[pmwiki-users] Faster searches and categories

Mon Sep 12 14:52:02 CDT 2005

On Mon, Sep 12, 2005 at 02:45:28PM -0400, Martin Fick wrote:
> I mean optimistic because you are hoping that someone builds the
> index before you need it.  The worst case scenario is that there
> is no index and the first category pagelist request needs to 
> search every page.

Yes.  But I figure that one-time costs aren't truly significant
in the long run, and the site admin is generally going to be the
person incurring the one-time cost.

> Turns out the grep is still slightly faster in most
> situations. The situation where it is slower is actually 
> when I just search the Category pages.  My find is not
> terribly smart: it does not used the pattern passed in to
> limit the pages searched (the filtering is handled by
> pmwiki afterwards so it still works).  This means that it
> is actually searching the entire site and it is still
> within a few percent of the index method's time!

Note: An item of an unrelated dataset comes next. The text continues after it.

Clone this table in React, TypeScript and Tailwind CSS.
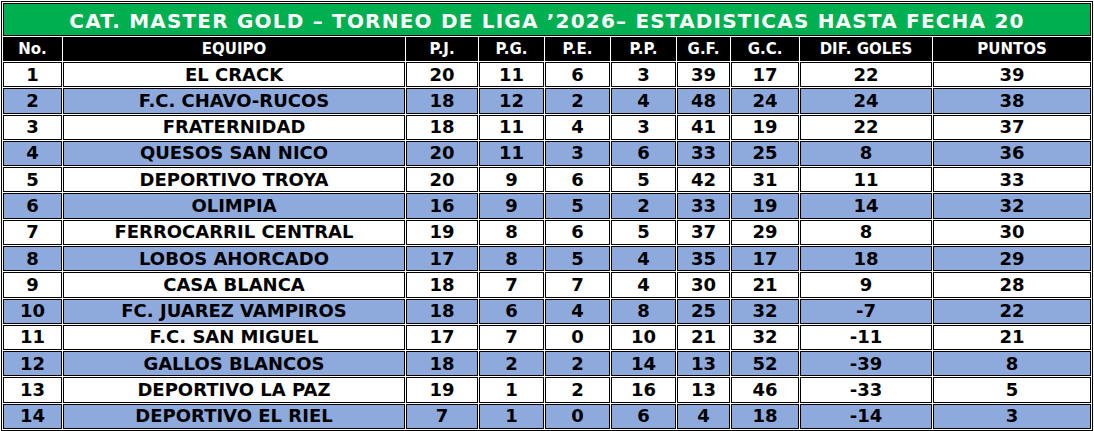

Oh, I totally agree that the grep will drastically speed things up.  
I'm just not sure how to make use of it in a portable manner
at the moment.  Even in the grepsearch.php code, there's a likelihood
that the script will fail totally when a certain number of files
are reached, because their names won't all fit in a single shell
command line or in an environment variable.  

As an aside, I'm concerned that the $ginclp variable in 
grepsearch.php makes it possible for anyone to execute 
arbitrary commands on the server-- consider the effect of
(if you attempt this, do it on a BACKUP!):

    (:pagelist 'foo bar ; rm -rf . ; echo' :)

which I think causes the executed shell command to become

    cd wiki.d; F=`find . -type f |grep -v '^\./\.'`; 
    grep -l -i -e foo bar ; rm -rf \. ; echo \$F |sed -es'|^.*/||g'

which would be a really Bad Thing.  So there needs to be
some sort of guards put in place to prevent that sort of
thing from happening...

Pm